Saat satu bagian tubuh kita sakit, seringkali kita lupa bahwa ribuan bagian tubuh lainnya masih berfungsi dengan baik. Jika kepala pusing, syukuri bahwa kaki masih bisa berjalan. Jika kaki lumpuh, syukuri bahwa lisan masih bisa berzikir. Jika indra penciuman hilang, syukuri mata masih bisa melihat Al-Qur'an. Selalu ada hal yang bisa disyukuri. Fokus pada nikmat yang masih ada akan mengurangi beban penderitaan dari nikmat yang sedang dicabut sementara.

Penutup: Puncak Keimanan dalam Ucapan Syukur

Mengucapkan "alhamdulillah nikmat sakit" bukanlah bentuk penyangkalan terhadap rasa sakit. Ia adalah sebuah pengakuan. Pengakuan bahwa di balik apa yang tampak buruk di mata manusia, tersimpan kebaikan yang sempurna dalam pandangan Allah. Ia adalah deklarasi iman bahwa Allah tidak pernah menzalimi hamba-Nya, dan setiap ketetapan-Nya, sepahit apapun rasanya, pasti mengandung cinta dan rahmat.

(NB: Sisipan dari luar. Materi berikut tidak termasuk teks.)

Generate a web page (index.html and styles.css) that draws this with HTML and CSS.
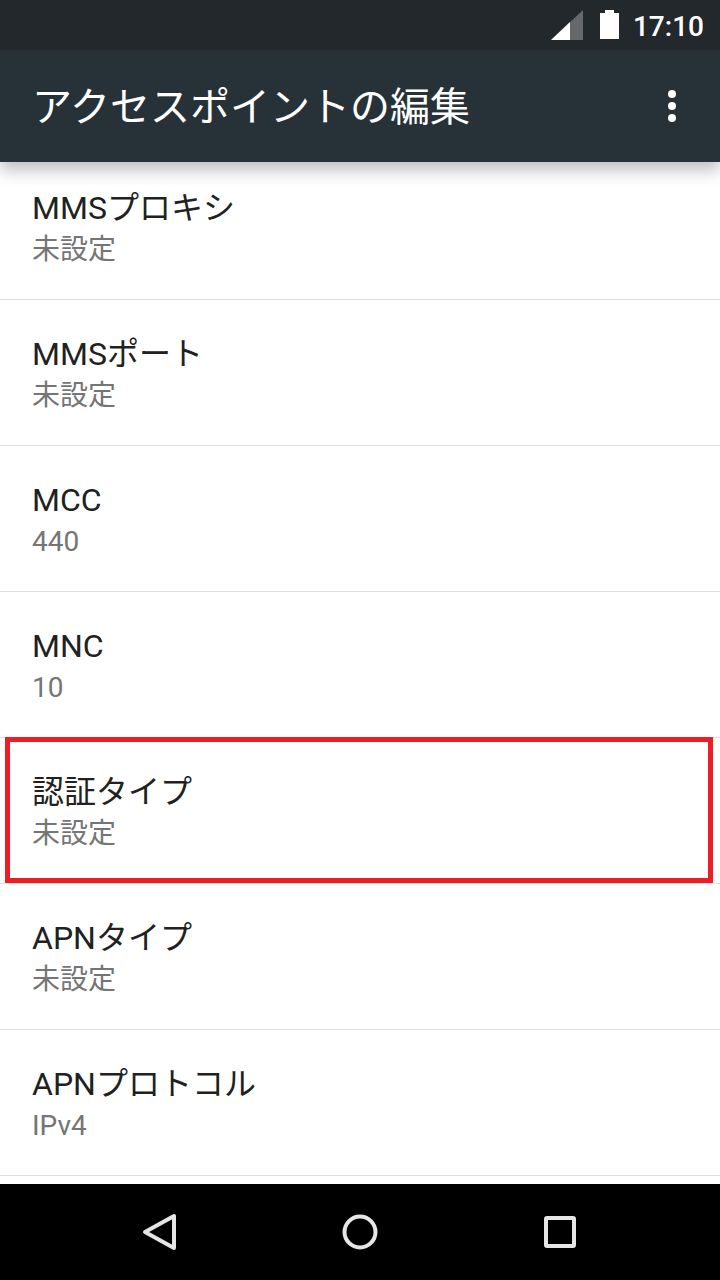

Ini adalah perjalanan dari keluh kesah menuju kesabaran, dari kesabaran menuju keridhaan, dan dari keridhaan menuju puncak tertinggi, yaitu syukur. Syukur di saat lapang itu biasa, namun syukur di saat sempit adalah luar biasa. Ia adalah cerminan dari hati yang telah benar-benar pasrah dan percaya pada kebijaksanaan Sang Sutradara Kehidupan. Semoga Allah SWT membimbing kita semua untuk mampu melihat dengan mata hati, sehingga kita bisa menemukan mutiara-mutiara hikmah di dalam setiap ujian yang Dia berikan, dan dengan tulus ikhlas kita bisa berucap, "Alhamdulillah 'ala kulli hal" – Segala puji bagi Allah dalam setiap keadaan.